Nieuws

SUP richtlijn: ISA ingediend bij de Raad van State

 

Bedrijven die verpakte producten op de Europese markt brengen, dienen volgens de Europese Single Use Plastics richtlijn (SUP) de zwerfvuilkost van hun verpakkingen te dragen. Voor de implementatie in de Belgische wetgeving werken de drie gewesten aan een specifiek Interregionaal Samenwerkingsakkoord (ISA).   In afwachting van duidelijke beslissingen, heeft Fost Plus pilootprojecten opgestart met steden en gemeentes. De doelstelling is om de voorgestelde gecentraliseerde aanpak te testen op het terrein.

De Europese context

De SUP stelt dat producenten van bepaalde kunststofverpakkingen vanaf 2023 verantwoordelijk zijn voor de zwerfvuilkost gelinkt aan hun producten, wanneer deze in het zwerfvuil terug te vinden zijn. Concreet wil dat zeggen dat de kosten gelinkt aan het opruimen en verwerken van en sensibiliseren rond zwerfvuil doorgerekend worden.

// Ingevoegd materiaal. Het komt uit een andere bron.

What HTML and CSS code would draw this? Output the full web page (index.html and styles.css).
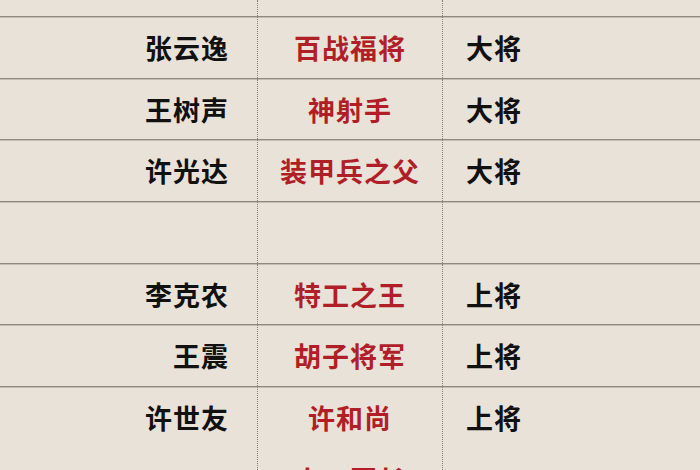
FILE: index.html
```html
<!DOCTYPE html>
<html lang="zh-CN">
<head>
<meta charset="utf-8">
<link rel="stylesheet" href="styles.css">
</head>
<body>
<div class="table">
  <div class="row top"><div class="c name"></div><div class="c nick"></div><div class="c rank"></div></div>
  <div class="row"><div class="c name">张云逸</div><div class="c nick">百战福将</div><div class="c rank">大将</div></div>
  <div class="row"><div class="c name">王树声</div><div class="c nick">神射手</div><div class="c rank">大将</div></div>
  <div class="row"><div class="c name">许光达</div><div class="c nick">装甲兵之父</div><div class="c rank">大将</div></div>
  <div class="row"><div class="c name"></div><div class="c nick"></div><div class="c rank"></div></div>
  <div class="row"><div class="c name">李克农</div><div class="c nick">特工之王</div><div class="c rank">上将</div></div>
  <div class="row"><div class="c name">王震</div><div class="c nick">胡子将军</div><div class="c rank">上将</div></div>
  <div class="row noline"><div class="c name">许世友</div><div class="c nick">许和尚</div><div class="c rank">上将</div></div>
  <div class="row noline"><div class="c name"></div><div class="c nick">大刀团长</div><div class="c rank"></div></div>
</div>
</body>
</html>
```
FILE: styles.css
```css
html, body {
  margin: 0;
  padding: 0;
  background: #e9e2d8;
  overflow: hidden;
}
.table {
  width: 700px;
  height: 470px;
  overflow: hidden;
  display: flex;
  flex-direction: column;
  font-family: "Noto Sans CJK SC", "Noto Sans", sans-serif;
  font-weight: 700;
  font-size: 27px;
  letter-spacing: 1px;
}
.row {
  display: grid;
  grid-template-columns: 257px 186px 1fr;
  height: 60.7px;
  flex: none;
  border-bottom: 1px solid #8f8981;
  box-shadow: 0 1px 0 #c4bdb3;
}
.row.top {
  height: 16px;
}
.row.noline {
  border-bottom: 1px solid transparent;
  box-shadow: none;
}
.c {
  display: flex;
  align-items: center;
  line-height: 1;
  white-space: nowrap;
}
.name {
  justify-content: flex-end;
  padding-right: 28px;
  color: #111111;
}
.nick {
  justify-content: center;
  color: #b01f28;
  border-left: 1px dotted #857f77;
  border-right: 1px dotted #857f77;
}
.rank {
  padding-left: 23px;
  color: #111111;
}
```
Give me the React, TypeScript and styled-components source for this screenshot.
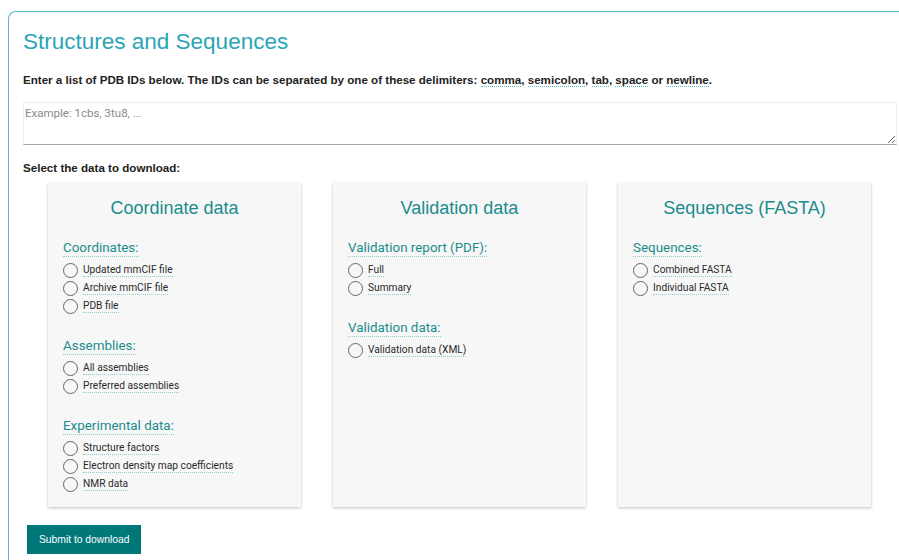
import React from "react";
import styled, { createGlobalStyle } from "styled-components";

const GlobalStyle = createGlobalStyle`
  html, body {
    margin: 0;
    padding: 0;
    background: #ffffff;
    overflow: hidden;
  }
  body {
    padding: 11px 0 0 8px;
    font-family: "Liberation Sans", Arial, sans-serif;
    color: #222;
  }
`;

const Panel = styled.section`
  width: 874px;
  padding: 16px 14px 6px 14px;
  border-top: 1px solid #5ab9c2;
  border-left: 1px solid #5ab9c2;
  border-top-left-radius: 8px;
  background: #fff;
`;

const Title = styled.h2`
  margin: 0;
  font-family: "Liberation Sans", Arial, sans-serif;
  font-weight: 400;
  font-size: 22.5px;
  line-height: 28px;
  color: #2ba5b6;
`;

const Intro = styled.p`
  margin: 15px 0 0;
  font-size: 11.6px;
  line-height: 18px;
  font-weight: 700;
  color: #222;
`;

const Term = styled.span`
  border-bottom: 1px dotted #5ab9c2;
`;

const IdInput = styled.textarea`
  display: block;
  box-sizing: border-box;
  width: 874px;
  height: 43px;
  margin-top: 13px;
  padding: 3px 0 0 1px;
  border: 1px solid #eeeeee;
  border-bottom: 1px solid #a8a8a8;
  font-family: Roboto, "Liberation Sans", sans-serif;
  font-size: 11.5px;
  color: #333;
  outline: none;
  &::placeholder {
    color: #8a8a8a;
  }
`;

const SectionLabel = styled.div`
  margin-top: 16px;
  font-size: 11.6px;
  line-height: 14px;
  font-weight: 700;
  color: #222;
`;

const Cards = styled.div`
  display: flex;
  gap: 32px;
  padding-left: 25px;
  margin-top: 8px;
`;

const Card = styled.div`
  box-sizing: border-box;
  width: 253px;
  height: 324px;
  padding: 14px 15px 0;
  background: #f7f7f7;
  box-shadow: 0 1px 3px rgba(0, 0, 0, 0.18), 0 1px 2px rgba(0, 0, 0, 0.08);
`;

const CardTitle = styled.h3`
  margin: 0 0 19px;
  text-align: center;
  font-family: "Liberation Sans", Arial, sans-serif;
  font-weight: 400;
  font-size: 18px;
  line-height: 22px;
  color: #1b8c8c;
`;

const Group = styled.div`
  margin-bottom: 21px;
`;

const GroupTitle = styled.div`
  display: inline-block;
  font-family: Roboto, "Liberation Sans", sans-serif;
  font-size: 13.4px;
  line-height: 16px;
  color: #1b8c8c;
  border-bottom: 1px dotted #8fcfd4;
  margin-bottom: 4px;
`;

const Option = styled.label`
  display: flex;
  align-items: center;
  height: 18px;
  gap: 5px;
  cursor: pointer;
`;

const Circle = styled.span`
  box-sizing: border-box;
  width: 15px;
  height: 15px;
  border: 1.5px solid #666;
  border-radius: 50%;
  flex: none;
`;

const OptionText = styled.span`
  font-family: Roboto, "Liberation Sans", sans-serif;
  font-size: 10.2px;
  line-height: 13px;
  color: #2a2a2a;
  border-bottom: 1px dotted #8fcfd4;
`;

const SubmitButton = styled.button`
  margin: 18px 0 0 4px;
  height: 29px;
  padding: 0 12px;
  border: none;
  background: #00787a;
  color: #fff;
  font-family: "Liberation Sans", Arial, sans-serif;
  font-size: 10.3px;
  cursor: pointer;
`;

type OptionGroup = { title: string; options: string[] };
type CardData = { title: string; groups: OptionGroup[] };

const cards: CardData[] = [
  {
    title: "Coordinate data",
    groups: [
      {
        title: "Coordinates:",
        options: ["Updated mmCIF file", "Archive mmCIF file", "PDB file"],
      },
      {
        title: "Assemblies:",
        options: ["All assemblies", "Preferred assemblies"],
      },
      {
        title: "Experimental data:",
        options: [
          "Structure factors",
          "Electron density map coefficients",
          "NMR data",
        ],
      },
    ],
  },
  {
    title: "Validation data",
    groups: [
      { title: "Validation report (PDF):", options: ["Full", "Summary"] },
      { title: "Validation data:", options: ["Validation data (XML)"] },
    ],
  },
  {
    title: "Sequences (FASTA)",
    groups: [
      {
        title: "Sequences:",
        options: ["Combined FASTA", "Individual FASTA"],
      },
    ],
  },
];

export default function App() {
  return (
    <>
      <GlobalStyle />
      <Panel>
        <Title>Structures and Sequences</Title>
        <Intro>
          Enter a list of PDB IDs below. The IDs can be separated by one of
          these delimiters: <Term>comma</Term>, <Term>semicolon</Term>,{" "}
          <Term>tab</Term>, <Term>space</Term> or <Term>newline</Term>.
        </Intro>
        <IdInput placeholder="Example: 1cbs, 3tu8, ..." />
        <SectionLabel>Select the data to download:</SectionLabel>
        <Cards>
          {cards.map((card) => (
            <Card key={card.title}>
              <CardTitle>{card.title}</CardTitle>
              {card.groups.map((g) => (
                <Group key={g.title}>
                  <GroupTitle>{g.title}</GroupTitle>
                  {g.options.map((o) => (
                    <Option key={o}>
                      <Circle />
                      <OptionText>{o}</OptionText>
                    </Option>
                  ))}
                </Group>
              ))}
            </Card>
          ))}
        </Cards>
        <SubmitButton>Submit to download</SubmitButton>
      </Panel>
    </>
  );
}
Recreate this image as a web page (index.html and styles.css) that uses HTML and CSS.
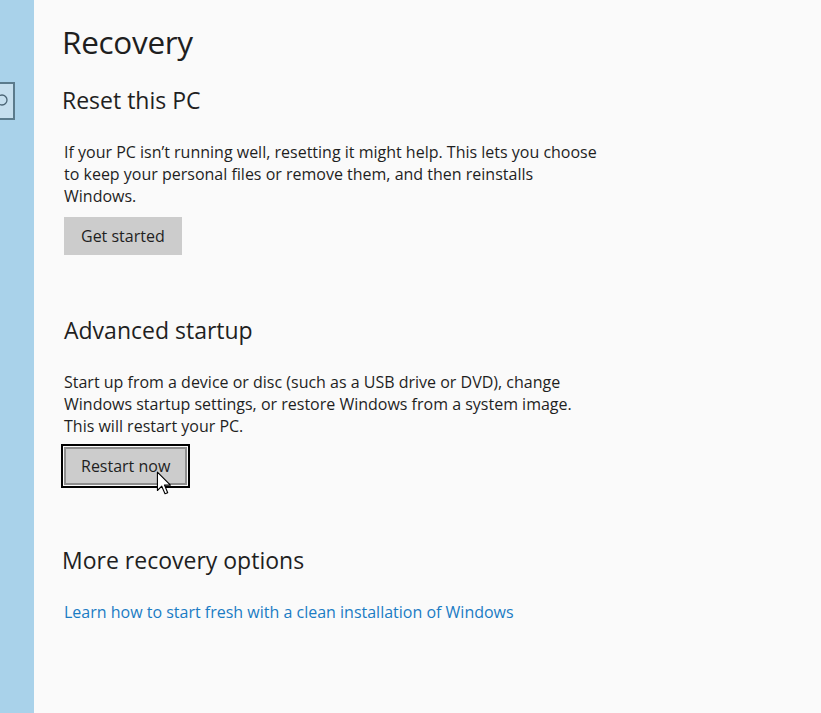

Hoewel de SUP-richtlijn op 3 juli 2021 in de Belgische wetgeving omgezet had moeten worden, is er vandaag nog geen finaal werkingskader.

Een gecoördineerde aanpak

Fost Plus had  eind 2021 al de ambitie uitgesproken om een samenwerkingsmodel met steden, gemeentes en intercommunales op te zetten om het lokale zwerfvuilbeleid succesvoller te maken. Deze aanpak moet bovendien toelaten toe om de hefbomen van het bestaande systeem te gebruiken om de verpakkingen die in het zwerfvuil en in de openbare vuilnisbakken terechtkomen, in de recyclageketen te brengen. 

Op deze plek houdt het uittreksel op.